Figure 6 Comparison of RMSE (first column) and RRMSE (second column) at the station scale for the fused TPW, ERA5 TPW, and MIMIC-TPW2 under all-weather conditions (a, b: fused TPW; c, d: ERA5 TPW; e, f: MIMIC-TPW2).

4.1.3 Additional validation using radiosonde and scientific expedition data

To further evaluate the performance of the fused TPW dataset, additional validations were conducted using (1) IGRA radiosonde TPW data from 2022, (2) microwave radiometer (MWR) observations obtained from the scientific expedition over the Tibetan Plateau in 2022, and (3) GNSS TPW observations from the central Himalayas in 2017. Table 3 shows the metrics comparisons between the fused TPW, ERA5, and MIMIC-TPW2.
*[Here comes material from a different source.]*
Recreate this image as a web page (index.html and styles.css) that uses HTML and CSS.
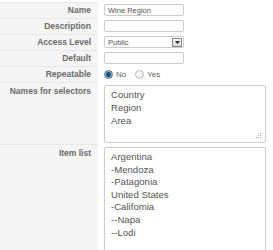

Table 3 Validation of the fused TPW, ERA5 TPW, and MIMIC-TPW2 products using independent observations from IGRA, ground-based MWR, and GNSS over the central Himalayas.

For the IGRA validation, ERA5 exhibits the highest correlation of 0.98, followed by the fused TPW at 0.96 and MIMIC-TPW2 at 0.89. In terms of accuracy, ERA5 also achieves the smallest RMSE of 1.55 mm and the lowest RRMSE of 19.93 %, while the fused TPW shows slightly larger values of 2.15 mm and 27.66 %, and MIMIC-TPW2 shows the largest error of 3.26 mm and 41.93 %. The higher accuracy of ERA5 in this comparison may be partly attributed to its assimilation of radiosonde observations from the Global Telecommunication System (GTS) network, which includes the IGRA stations (Durre et al., 2006; Hersbach et al., 2020). The biases are 0.08 mm for the fused TPW, −0.34 mm for ERA5, and −0.38 mm for MIMIC-TPW2, indicating that the fused product has the smallest absolute bias among the three datasets. For the MWR validation, the correlation coefficients are 0.86 for the fused TPW, 0.92 for ERA5, and 0.84 for MIMIC-TPW2. The RMSEs are 6.21, 6.34, and 7.16 mm for ERA5, the fused TPW, and MIMIC-TPW2, respectively, with corresponding RRMSEs of 66.63 %, 68.06 %, and 76.88 %. All three datasets show a clear dry bias, −4.35 mm for ERA5, −3.63 mm for the fused TPW, and −4.69 mm for MIMIC-TPW2. For the GNSS observations in the central Himalayas, the fused TPW shows a correlation of 0.92, higher than ERA5 at 0.91 and MIMIC-TPW2 at 0.86. Its RMSE (3.37 mm) and RRMSE (23.05 %) are the smallest among the three datasets, compared with 4.63 mm (31.71 %) for ERA5 and 4.96 mm (33.98 %) for MIMIC-TPW2, indicating that the fused product achieves the highest accuracy in this region. The biases are consistently dry across all datasets, with the fused TPW showing the smallest magnitude at −1.83 mm, compared with −3.28 mm for ERA5 and −3.77 mm for MIMIC-TPW2.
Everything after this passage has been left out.